I travel back in time to the Cathedral School on Ash Wednesday, when we heard elementary students comment as we placed ashes on their foreheads: “Will it stay on? How do I look? You look funny.”

I remember a beautiful young mother holding her three-month-old baby girl and coming to the altar. Our priest traces the sign of the cross on the mother’s forehead. I do not want her to put the cross on this baby’s head. I watch as she asks the mother, and then applies the black ashes to the tiny forehead. The little girl does not cry out, but I want to stand up and protest: “No, don’t do that!” My life profession has been to care for tiny babies. I do not want to think of this precious one dying. I will not permit it. I still have no answers as to how to handle the death of a child. 

Ash Wednesday is a reminder of our immortality. I still have difficulty with it. A huge part of me lives as though I and others will live forever. As I grow older, I realize this is not true, as I begin to treasure each day as a gift. Easter tells me there is more than this life—resurrection—a resurrection, a new life. Barbara Crafton calls this life in the resurrection The AlsoLife.

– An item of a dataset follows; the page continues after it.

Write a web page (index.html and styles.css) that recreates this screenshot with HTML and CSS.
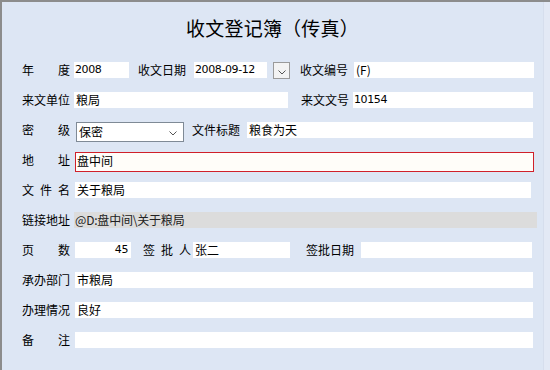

I think again of my aunt. In fact, I still sometimes feel her presence. That same Ash Wednesday she died, someone calls to tell me that a dear friend is having her first baby today and has asked for prayers. I pray that the presence of God in the spirit of my aunt will be by the bed of my friend to guide and protect her and her unborn child. 

It is always thus. One person dies, another is born. We all carry the blackened sign of the cross on our forehead. My mind returns to the Cathedral School as I remember a sermon by Beth Maze on Ash Wednesday: “Creation Is Made from Dust.” 

It is good that we have these forty days to ponder all this.